■ **DIRECTIONS**
Copy out every line exactly, passing over the pictures.

■ **MATERIAL**
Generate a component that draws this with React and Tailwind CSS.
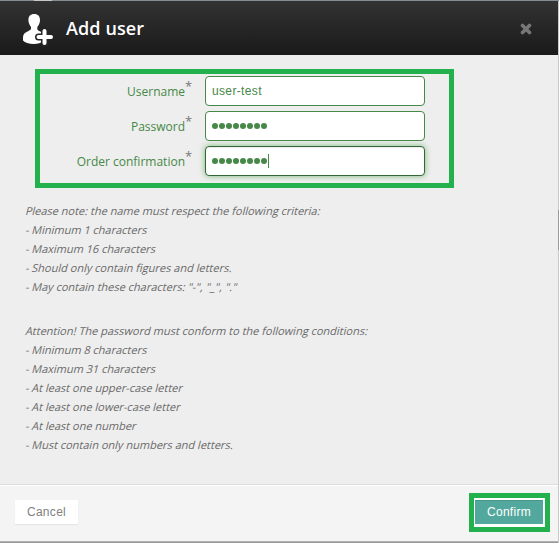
const nameRules = [
  'Please note: the name must respect the following criteria:',
  '- Minimum 1 characters',
  '- Maximum 16 characters',
  '- Should only contain figures and letters.',
  '- May contain these characters: "-", "_", "."',
];

const passwordRules = [
  'Attention! The password must conform to the following conditions:',
  '- Minimum 8 characters',
  '- Maximum 31 characters',
  '- At least one upper-case letter',
  '- At least one lower-case letter',
  '- At least one number',
  '- Must contain only numbers and letters.',
];

function Rules({ lines }) {
  return (
    <div className="text-[11px] leading-[19px] text-[#696969]">
      {lines.map((text) => (
        <p key={text} className="-skew-x-14 whitespace-nowrap">{text}</p>
      ))}
    </div>
  );
}

function Field({ label, focused, children }) {
  return (
    <div className="flex h-[30px]">
      <div className="flex w-[152px] justify-end pt-[7px] text-[12px] leading-[18px] text-[#468847]">
        <span>{label}</span>
        <span className="-mt-[6px] w-[7px] text-[13px] text-[#777777]">*</span>
      </div>
      <div
        className={`ml-[13px] flex w-[220px] items-center rounded-[4px] border bg-white pl-[6px] font-['Liberation_Sans',sans-serif] text-[13px] leading-[18px] text-[#468847] ${
          focused
            ? 'border-[#356635] shadow-[inset_0_1px_1px_rgba(0,0,0,0.075),0_0_6px_#7aba7b]'
            : 'border-[#468847]'
        }`}
      >
        {children}
      </div>
    </div>
  );
}

function Dots() {
  return (
    <span className="flex gap-px pr-px">
      {Array.from({ length: 8 }, (_, i) => (
        <span key={i} className="size-[6px] rounded-full bg-[#468847]" />
      ))}
    </span>
  );
}

export default function App() {
  return (
    <div className="flex h-[543px] w-[559px] flex-col overflow-hidden bg-[#eeeeee] font-['Open_Sans',sans-serif]">
      <div className="flex h-px shrink-0 bg-[#858c92]">
        <span className="ml-[34px] w-[18px] bg-[#c8c8c4]" />
      </div>
      <div className="flex min-h-0 flex-1">
        <div className="flex w-[558px] flex-col">
          <header className="flex h-[54px] shrink-0 items-center bg-linear-to-b from-[#333333] to-[#1a1a1a]">
            <svg className="ml-[22px] mt-[4px]" width="32" height="32" viewBox="0 0 32 32">
              <path
                fill="#fff"
                d="M12.2 0C8.4 0 6.4 2.3 6.4 6c0 2.8 1.2 5.2 2.6 7v1.6c0 1.3-1 1.7-2.5 2.3C2.8 18.3 1 20 1 23.5v2.9c2 2.3 5.7 3.5 10.7 3.5 4.3 0 7.5-1 9.3-2.9V20c-1-1.7-2.4-2.4-3.9-3-1.2-.6-1.8-1-1.8-2.4V13C16.9 11.2 18 8.8 18 6c0-3.7-2-6-5.8-6Z"
              />
              <path d="M22.5 17v12M16.5 23h12" stroke="#252525" strokeWidth="7" strokeLinecap="round" />
              <path d="M22.5 17v12M16.5 23H29" stroke="#fff" strokeWidth="4" strokeLinecap="round" />
            </svg>
            <h1 className="ml-[12px] text-[18px] font-semibold leading-[24px] tracking-[0.1px] text-white">Add user</h1>
            <svg className="ml-auto mr-[26px] mt-[2px]" width="12" height="12" viewBox="0 0 12 12">
              <path d="M2.5 2.5l7 7M9.5 2.5l-7 7" stroke="#777777" strokeWidth="3.6" strokeLinecap="round" />
            </svg>
          </header>
          <main className="h-[429px] shrink-0 pt-[14px]">
            <section className="ml-[35px] flex h-[119px] w-[419px] flex-col gap-[5px] border-[5px] border-[#22b14c] pt-[2px]">
              <Field label="Username"><span className="text-[12px] tracking-[0.35px]">user-test</span></Field>
              <Field label="Password"><Dots /></Field>
              <Field label="Order confirmation" focused>
                <Dots />
                <span className="h-[14px] w-px bg-[#468847]" />
              </Field>
            </section>
            <div className="ml-[26px] mt-[13px] flex flex-col items-start gap-[25px]">
              <Rules lines={nameRules} />
              <Rules lines={passwordRules} />
            </div>
          </main>
          <footer className="flex h-[57px] shrink-0 items-start justify-between border-t border-[#dddddd] bg-[#f4f4f4] font-['Liberation_Sans',sans-serif] text-[12px] shadow-[inset_0_1px_0_#ffffff]">
            <button className="ml-[15px] mt-[15px] h-[24px] w-[63px] bg-white leading-[24px] tracking-[0.3px] text-[#808080] shadow-[0_1px_1px_rgba(0,0,0,0.06)]">Cancel</button>
            <div className="mr-[8px] mt-[8px] flex h-[39px] w-[81px] border-[5px] border-[#22b14c] bg-white pl-px pt-[2px]">
              <button className="h-[24px] w-[68px] border-t border-[#4a968c] bg-[#53a89d] leading-[21px] tracking-[0.3px] text-white">Confirm</button>
            </div>
          </footer>
          <div className="h-px bg-[#b0b0b0]" />
          <div className="h-px bg-[#999999]" />
        </div>
        <div className="flex w-px flex-col bg-[#c8c8c8]">
          <span className="mt-[209px] h-[40px] bg-[#9a9a9a]" />
        </div>
      </div>
    </div>
  );
}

■ **TASK RESPONSE**
Generate a component that draws this with React and Tailwind CSS.
const nameRules = [
  'Please note: the name must respect the following criteria:',
  '- Minimum 1 characters',
  '- Maximum 16 characters',
  '- Should only contain figures and letters.',
  '- May contain these characters: "-", "_", "."',
];

const passwordRules = [
  'Attention! The password must conform to the following conditions:',
  '- Minimum 8 characters',
  '- Maximum 31 characters',
  '- At least one upper-case letter',
  '- At least one lower-case letter',
  '- At least one number',
  '- Must contain only numbers and letters.',
];

function Rules({ lines }) {
  return (
    <div className="text-[11px] leading-[19px] text-[#696969]">
      {lines.map((text) => (
        <p key={text} className="-skew-x-14 whitespace-nowrap">{text}</p>
      ))}
    </div>
  );
}

function Field({ label, focused, children }) {
  return (
    <div className="flex h-[30px]">
      <div className="flex w-[152px] justify-end pt-[7px] text-[12px] leading-[18px] text-[#468847]">
        <span>{label}</span>
        <span className="-mt-[6px] w-[7px] text-[13px] text-[#777777]">*</span>
      </div>
      <div
        className={`ml-[13px] flex w-[220px] items-center rounded-[4px] border bg-white pl-[6px] font-['Liberation_Sans',sans-serif] text-[13px] leading-[18px] text-[#468847] ${
          focused
            ? 'border-[#356635] shadow-[inset_0_1px_1px_rgba(0,0,0,0.075),0_0_6px_#7aba7b]'
            : 'border-[#468847]'
        }`}
      >
        {children}
      </div>
    </div>
  );
}

function Dots() {
  return (
    <span className="flex gap-px pr-px">
      {Array.from({ length: 8 }, (_, i) => (
        <span key={i} className="size-[6px] rounded-full bg-[#468847]" />
      ))}
    </span>
  );
}

export default function App() {
  return (
    <div className="flex h-[543px] w-[559px] flex-col overflow-hidden bg-[#eeeeee] font-['Open_Sans',sans-serif]">
      <div className="flex h-px shrink-0 bg-[#858c92]">
        <span className="ml-[34px] w-[18px] bg-[#c8c8c4]" />
      </div>
      <div className="flex min-h-0 flex-1">
        <div className="flex w-[558px] flex-col">
          <header className="flex h-[54px] shrink-0 items-center bg-linear-to-b from-[#333333] to-[#1a1a1a]">
            <svg className="ml-[22px] mt-[4px]" width="32" height="32" viewBox="0 0 32 32">
              <path
                fill="#fff"
                d="M12.2 0C8.4 0 6.4 2.3 6.4 6c0 2.8 1.2 5.2 2.6 7v1.6c0 1.3-1 1.7-2.5 2.3C2.8 18.3 1 20 1 23.5v2.9c2 2.3 5.7 3.5 10.7 3.5 4.3 0 7.5-1 9.3-2.9V20c-1-1.7-2.4-2.4-3.9-3-1.2-.6-1.8-1-1.8-2.4V13C16.9 11.2 18 8.8 18 6c0-3.7-2-6-5.8-6Z"
              />
              <path d="M22.5 17v12M16.5 23h12" stroke="#252525" strokeWidth="7" strokeLinecap="round" />
              <path d="M22.5 17v12M16.5 23H29" stroke="#fff" strokeWidth="4" strokeLinecap="round" />
            </svg>
            <h1 className="ml-[12px] text-[18px] font-semibold leading-[24px] tracking-[0.1px] text-white">Add user</h1>
            <svg className="ml-auto mr-[26px] mt-[2px]" width="12" height="12" viewBox="0 0 12 12">
              <path d="M2.5 2.5l7 7M9.5 2.5l-7 7" stroke="#777777" strokeWidth="3.6" strokeLinecap="round" />
            </svg>
          </header>
          <main className="h-[429px] shrink-0 pt-[14px]">
            <section className="ml-[35px] flex h-[119px] w-[419px] flex-col gap-[5px] border-[5px] border-[#22b14c] pt-[2px]">
              <Field label="Username"><span className="text-[12px] tracking-[0.35px]">user-test</span></Field>
              <Field label="Password"><Dots /></Field>
              <Field label="Order confirmation" focused>
                <Dots />
                <span className="h-[14px] w-px bg-[#468847]" />
              </Field>
            </section>
            <div className="ml-[26px] mt-[13px] flex flex-col items-start gap-[25px]">
              <Rules lines={nameRules} />
              <Rules lines={passwordRules} />
            </div>
          </main>
          <footer className="flex h-[57px] shrink-0 items-start justify-between border-t border-[#dddddd] bg-[#f4f4f4] font-['Liberation_Sans',sans-serif] text-[12px] shadow-[inset_0_1px_0_#ffffff]">
            <button className="ml-[15px] mt-[15px] h-[24px] w-[63px] bg-white leading-[24px] tracking-[0.3px] text-[#808080] shadow-[0_1px_1px_rgba(0,0,0,0.06)]">Cancel</button>
            <div className="mr-[8px] mt-[8px] flex h-[39px] w-[81px] border-[5px] border-[#22b14c] bg-white pl-px pt-[2px]">
              <button className="h-[24px] w-[68px] border-t border-[#4a968c] bg-[#53a89d] leading-[21px] tracking-[0.3px] text-white">Confirm</button>
            </div>
          </footer>
          <div className="h-px bg-[#b0b0b0]" />
          <div className="h-px bg-[#999999]" />
        </div>
        <div className="flex w-px flex-col bg-[#c8c8c8]">
          <span className="mt-[209px] h-[40px] bg-[#9a9a9a]" />
        </div>
      </div>
    </div>
  );
}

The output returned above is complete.